Breaking Up the Banks ASAP
Bernie’s plan is to use the powers within Dodd-Frank to break up the largest institutions within one year. The timeframe seems unrealistic, since you would probably need to replace Janet Yellen with someone who’s on board with this project, and her term won’t expire until early 2018. But there is a process within Dodd-Frank that would allow for it if you appoint the right people. Two, in fact.
Regulators could:
Say that a financial firm poses “a grave threat to … financial stability” and is Too Big to Fail. This requires a two-thirds vote of regulators and requires an affirmative process to start. (Section 121.)
Say that if a financial firm fails it would pose too much of a risk, and that the “living will” this firm has submitted is not a credible plan for the event of failure. If that were the case, the Federal Reserve and the FDIC could “impose more stringent capital, leverage, or liquidity requirements, or restrictions on the growth, activities, or operations of the company.” (Section 165d).

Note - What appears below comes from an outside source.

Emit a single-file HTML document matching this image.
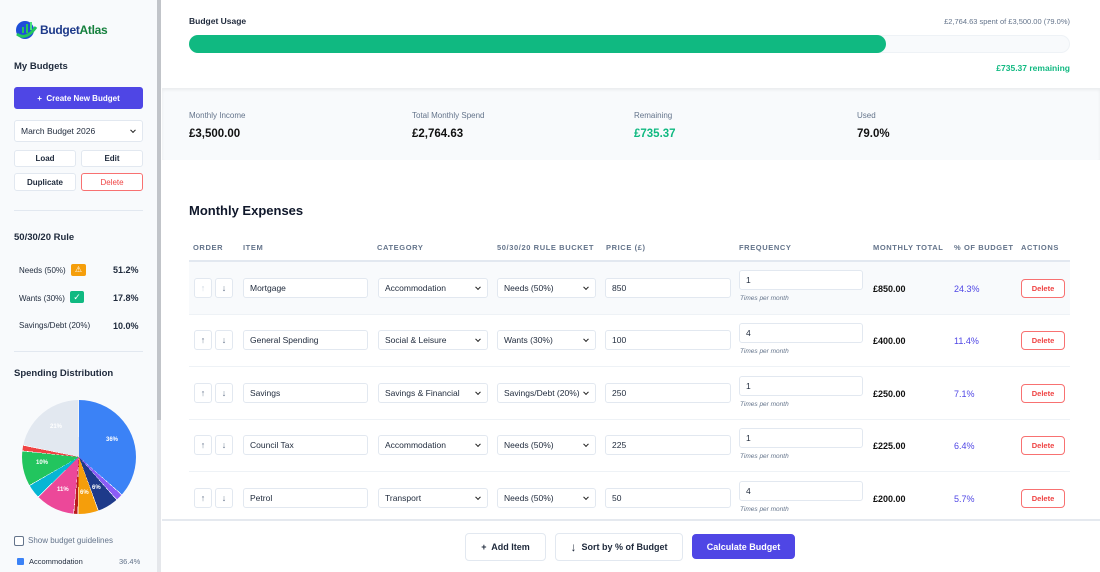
<!DOCTYPE html>
<html><head><meta charset="utf-8"><style>
*{box-sizing:border-box;margin:0;padding:0}
body{width:1100px;height:572px;overflow:hidden;font-family:"Liberation Sans","DejaVu Sans",sans-serif;background:#fff;position:relative;color:#1e293b}
.a{position:absolute}
.sb{left:0;top:0;width:157px;height:572px;background:#f8fafc}
.scroll{left:157px;top:0;width:4px;height:572px;background:#e5e7eb}
.thumb{left:157px;top:0;width:4px;height:420px;background:#c1c4c9}
.btn{position:absolute;background:#fff;border:1px solid #e2e8f0;border-radius:3px;font-size:8px;font-weight:bold;color:#1e293b;display:flex;align-items:center;justify-content:center}
.sel{position:absolute;background:#fff;border:1px solid #e2e8f0;border-radius:3px;font-size:8.5px;color:#1e293b;display:flex;align-items:center;padding-left:6px}
.sel:after{content:"";position:absolute;right:7px;top:50%;width:3px;height:3px;border-right:1.5px solid #222;border-bottom:1.5px solid #222;transform:translateY(-70%) rotate(45deg)}
.inp{position:absolute;background:#fff;border:1px solid #e2e8f0;border-radius:3px;font-size:8.5px;color:#1e293b;display:flex;align-items:center;padding-left:6px}
.th{position:absolute;top:243px;font-size:7.5px;font-weight:bold;color:#64748b;letter-spacing:.6px}
.ob{position:absolute;width:18px;height:20px;border:1px solid #e2e8f0;border-radius:3px;background:#fff;font-size:9px;color:#64748b;display:flex;align-items:center;justify-content:center}
.del{position:absolute;left:1021px;width:44px;height:19px;border:1px solid #f87171;border-radius:4px;background:#fff;color:#ef4444;font-size:7.5px;font-weight:bold;display:flex;align-items:center;justify-content:center}
.tpm{position:absolute;left:740px;font-size:6.5px;font-style:italic;color:#64748b}
.mt{position:absolute;left:873px;font-size:9px;font-weight:bold;color:#111}
.pc{position:absolute;left:954px;font-size:9px;color:#4f46e5}
.lbl{position:absolute;font-size:8px;color:#64748b;top:111px}
.val{position:absolute;font-size:11.5px;font-weight:bold;color:#111;top:128px}
.pl{position:absolute;font-size:6px;font-weight:bold;color:#fff}
</style></head><body>
<div class="a sb"></div>
<div class="a scroll"></div><div class="a thumb"></div>
<!-- logo -->
<svg class="a" style="left:14px;top:19px" width="24" height="22" viewBox="0 0 24 22"><circle cx="11" cy="11" r="9" fill="#1d4ed8"/><path d="M3 15 Q12 22 22 8" stroke="#22c55e" stroke-width="3" fill="none"/><rect x="8" y="8" width="2" height="6" fill="#22c55e"/><rect x="12" y="5" width="2" height="9" fill="#22c55e"/><rect x="16" y="3" width="2" height="8" fill="#4ade80"/></svg>
<div class="a" style="left:40px;top:23px;font-size:12px;font-weight:bold;letter-spacing:-.3px;color:#1e3a8a">Budget<span style="color:#15803d">Atlas</span></div>
<div class="a" style="left:14px;top:61px;font-size:9.5px;font-weight:bold">My Budgets</div>
<div class="btn" style="left:14px;top:87px;width:129px;height:22px;background:#4f46e5;border-color:#4f46e5;color:#fff;font-size:8px">+&nbsp; Create New Budget</div>
<div class="sel" style="left:14px;top:120px;width:129px;height:22px">March Budget 2026</div>
<div class="btn" style="left:14px;top:150px;width:62px;height:17px">Load</div>
<div class="btn" style="left:81px;top:150px;width:62px;height:17px">Edit</div>
<div class="btn" style="left:14px;top:173px;width:62px;height:18px">Duplicate</div>
<div class="btn" style="left:81px;top:173px;width:62px;height:18px;border-color:#f87171;color:#ef4444;font-weight:normal">Delete</div>
<div class="a" style="left:14px;top:210px;width:129px;height:1px;background:#e2e8f0"></div>
<div class="a" style="left:14px;top:232px;font-size:9.5px;font-weight:bold">50/30/20 Rule</div>
<div class="a" style="left:19px;top:266px;font-size:8px">Needs (50%)</div>
<div class="a" style="left:71px;top:264px;width:15px;height:12px;background:#f59e0b;border-radius:2px;color:#fff;font-size:8px;text-align:center;line-height:12px">⚠</div>
<div class="a" style="left:113px;top:265px;font-size:9px;font-weight:bold">51.2%</div>
<div class="a" style="left:19px;top:294px;font-size:8px">Wants (30%)</div>
<div class="a" style="left:70px;top:291px;width:14px;height:12px;background:#10b981;border-radius:2px;color:#fff;font-size:9px;text-align:center;line-height:12px">✓</div>
<div class="a" style="left:113px;top:293px;font-size:9px;font-weight:bold">17.8%</div>
<div class="a" style="left:19px;top:321px;font-size:8px">Savings/Debt (20%)</div>
<div class="a" style="left:113px;top:321px;font-size:9px;font-weight:bold">10.0%</div>
<div class="a" style="left:14px;top:351px;width:129px;height:1px;background:#e2e8f0"></div>
<div class="a" style="left:14px;top:368px;font-size:9.5px;font-weight:bold">Spending Distribution</div>
<div class="a" style="left:22px;top:400px;width:114px;height:114px;border-radius:50%;background:conic-gradient(#3b82f6 0 36.4%,#fff 36.4% 36.6%,#8b5cf6 36.6% 38.4%,#fff 38.4% 38.6%,#1e3a8a 38.6% 44.4%,#fff 44.4% 44.6%,#f59e0b 44.6% 50.2%,#fff 50.2% 50.4%,#b91c1c 50.4% 51.4%,#fff 51.4% 51.6%,#ec4899 51.6% 62.6%,#fff 62.6% 62.8%,#06b6d4 62.8% 66.6%,#fff 66.6% 66.8%,#22c55e 66.8% 76.6%,#fff 76.6% 76.8%,#ef4444 76.8% 78.2%,#fff 78.2% 78.4%,#e2e8f0 78.4% 99.8%,#fff 99.8%)"></div>
<div class="pl" style="left:106px;top:437px">36%</div>
<div class="pl" style="left:92px;top:485px">6%</div>
<div class="pl" style="left:80px;top:490px">6%</div>
<div class="pl" style="left:57px;top:487px">11%</div>
<div class="pl" style="left:36px;top:460px">10%</div>
<div class="pl" style="left:50px;top:424px">21%</div>
<div class="a" style="left:14px;top:536px;width:10px;height:10px;border:1px solid #64748b;border-radius:2px;background:#fff"></div>
<div class="a" style="left:28px;top:536px;font-size:8px;color:#64748b">Show budget guidelines</div>
<div class="a" style="left:17px;top:558px;width:7px;height:7px;background:#3b82f6;border-radius:1px"></div>
<div class="a" style="left:29px;top:557px;font-size:7.5px">Accommodation</div>
<div class="a" style="left:119px;top:557px;font-size:7.5px;color:#64748b">36.4%</div>

<!-- top card -->
<div class="a" style="left:162px;top:88px;width:938px;height:72px;background:#f8fafc;box-shadow:inset 0 2px 3px rgba(0,0,0,.06)"></div>
<div class="a" style="left:189px;top:16px;font-size:8.5px;font-weight:bold">Budget Usage</div>
<div class="a" style="right:30px;top:17px;font-size:7.5px;color:#64748b">£2,764.63 spent of £3,500.00 (79.0%)</div>
<div class="a" style="left:189px;top:35px;width:881px;height:18px;border-radius:9px;background:#f8fafc;border:1px solid #eef2f6"></div>
<div class="a" style="left:189px;top:35px;width:697px;height:18px;border-radius:9px;background:#10b981"></div>
<div class="a" style="right:30px;top:63px;font-size:8.5px;font-weight:bold;color:#10b981">£735.37 remaining</div>
<div class="lbl" style="left:189px">Monthly Income</div><div class="val" style="left:189px">£3,500.00</div>
<div class="lbl" style="left:412px">Total Monthly Spend</div><div class="val" style="left:412px">£2,764.63</div>
<div class="lbl" style="left:634px">Remaining</div><div class="val" style="left:634px;color:#10b981">£735.37</div>
<div class="lbl" style="left:857px">Used</div><div class="val" style="left:857px">79.0%</div>

<div class="a" style="left:189px;top:203px;font-size:13px;font-weight:bold;color:#0f172a">Monthly Expenses</div>
<div class="th" style="left:193px">ORDER</div>
<div class="th" style="left:243px">ITEM</div>
<div class="th" style="left:377px">CATEGORY</div>
<div class="th" style="left:497px">50/30/20 RULE BUCKET</div>
<div class="th" style="left:606px">PRICE (£)</div>
<div class="th" style="left:739px">FREQUENCY</div>
<div class="th" style="left:873px">MONTHLY TOTAL</div>
<div class="th" style="left:954px">% OF BUDGET</div>
<div class="th" style="left:1021px">ACTIONS</div>
<div class="a" style="left:189px;top:260px;width:881px;height:2px;background:#e2e8f0"></div>
<div class="a" style="left:189px;top:262px;width:881px;height:52px;background:#f8fafc"></div>
<div class="a" style="left:189px;top:314px;width:881px;height:1px;background:#eef2f6"></div>
<div class="a" style="left:189px;top:366px;width:881px;height:1px;background:#eef2f6"></div>
<div class="a" style="left:189px;top:419px;width:881px;height:1px;background:#eef2f6"></div>
<div class="a" style="left:189px;top:471px;width:881px;height:1px;background:#eef2f6"></div>

<!-- rows: y offsets 278,330,383,435,488 -->
<div class="ob" style="left:194px;top:278px;color:#cbd5e1">↑</div><div class="ob" style="left:215px;top:278px">↓</div>
<div class="inp" style="left:243px;top:278px;width:125px;height:20px">Mortgage</div>
<div class="sel" style="left:378px;top:278px;width:110px;height:20px">Accommodation</div>
<div class="sel" style="left:497px;top:278px;width:99px;height:20px">Needs (50%)</div>
<div class="inp" style="left:605px;top:278px;width:126px;height:20px">850</div>
<div class="inp" style="left:739px;top:270px;width:124px;height:20px">1</div>
<div class="tpm" style="top:295px">Times per month</div>
<div class="mt" style="top:284px">£850.00</div><div class="pc" style="top:284px">24.3%</div>
<div class="del" style="top:279px">Delete</div>

<div class="ob" style="left:194px;top:330px">↑</div><div class="ob" style="left:215px;top:330px">↓</div>
<div class="inp" style="left:243px;top:330px;width:125px;height:20px">General Spending</div>
<div class="sel" style="left:378px;top:330px;width:110px;height:20px">Social &amp; Leisure</div>
<div class="sel" style="left:497px;top:330px;width:99px;height:20px">Wants (30%)</div>
<div class="inp" style="left:605px;top:330px;width:126px;height:20px">100</div>
<div class="inp" style="left:739px;top:323px;width:124px;height:20px">4</div>
<div class="tpm" style="top:348px">Times per month</div>
<div class="mt" style="top:336px">£400.00</div><div class="pc" style="top:336px">11.4%</div>
<div class="del" style="top:331px">Delete</div>

<div class="ob" style="left:194px;top:383px">↑</div><div class="ob" style="left:215px;top:383px">↓</div>
<div class="inp" style="left:243px;top:383px;width:125px;height:20px">Savings</div>
<div class="sel" style="left:378px;top:383px;width:110px;height:20px">Savings &amp; Financial</div>
<div class="sel" style="left:497px;top:383px;width:99px;height:20px">Savings/Debt (20%)</div>
<div class="inp" style="left:605px;top:383px;width:126px;height:20px">250</div>
<div class="inp" style="left:739px;top:376px;width:124px;height:20px">1</div>
<div class="tpm" style="top:401px">Times per month</div>
<div class="mt" style="top:389px">£250.00</div><div class="pc" style="top:389px">7.1%</div>
<div class="del" style="top:384px">Delete</div>

<div class="ob" style="left:194px;top:435px">↑</div><div class="ob" style="left:215px;top:435px">↓</div>
<div class="inp" style="left:243px;top:435px;width:125px;height:20px">Council Tax</div>
<div class="sel" style="left:378px;top:435px;width:110px;height:20px">Accommodation</div>
<div class="sel" style="left:497px;top:435px;width:99px;height:20px">Needs (50%)</div>
<div class="inp" style="left:605px;top:435px;width:126px;height:20px">225</div>
<div class="inp" style="left:739px;top:428px;width:124px;height:20px">1</div>
<div class="tpm" style="top:453px">Times per month</div>
<div class="mt" style="top:441px">£225.00</div><div class="pc" style="top:441px">6.4%</div>
<div class="del" style="top:436px">Delete</div>

<div class="ob" style="left:194px;top:488px">↑</div><div class="ob" style="left:215px;top:488px">↓</div>
<div class="inp" style="left:243px;top:488px;width:125px;height:20px">Petrol</div>
<div class="sel" style="left:378px;top:488px;width:110px;height:20px">Transport</div>
<div class="sel" style="left:497px;top:488px;width:99px;height:20px">Needs (50%)</div>
<div class="inp" style="left:605px;top:488px;width:126px;height:20px">50</div>
<div class="inp" style="left:739px;top:481px;width:124px;height:20px">4</div>
<div class="tpm" style="top:506px">Times per month</div>
<div class="mt" style="top:494px">£200.00</div><div class="pc" style="top:494px">5.7%</div>
<div class="del" style="top:489px">Delete</div>

<!-- bottom bar -->
<div class="a" style="left:162px;top:519px;width:938px;height:53px;background:#fff;border-top:2px solid #e5e9ef"></div>
<div class="btn" style="left:465px;top:533px;width:81px;height:28px;font-size:9px;border-radius:4px">+&nbsp; Add Item</div>
<div class="btn" style="left:555px;top:533px;width:128px;height:28px;font-size:9px;border-radius:4px"><span style="font-size:12px;font-weight:normal;margin-right:5px">↓</span>Sort by % of Budget</div>
<div class="btn" style="left:692px;top:534px;width:103px;height:25px;font-size:9px;border-radius:4px;background:#4f46e5;border-color:#4f46e5;color:#fff">Calculate Budget</div>
</body></html>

Sanders emphasized the first approach in his speech, but the second is already happening, with the FDIC and Fed finding initial plans not credible. This would be an avenue to push further, since the regulators are already on the case. It’s also the avenue that Martin O’Malley’s financial reform plan emphasizes, with “Right-Size Big Banks Using Living Wills.” [4]
It’s not just that it’s easier, since you need fewer parties on board to break up the banks. Emphasizing this second approach may also better convey the seriousness of the situation, since the FDIC, which will be blamed if a Dodd-Frank bank resolution goes terribly, is sending out emergency flares about the problem. This also shows the importance of appointments, because regulators in charge set institutional priorities, and someone who emphasized size as a risk has the ability to shake things up.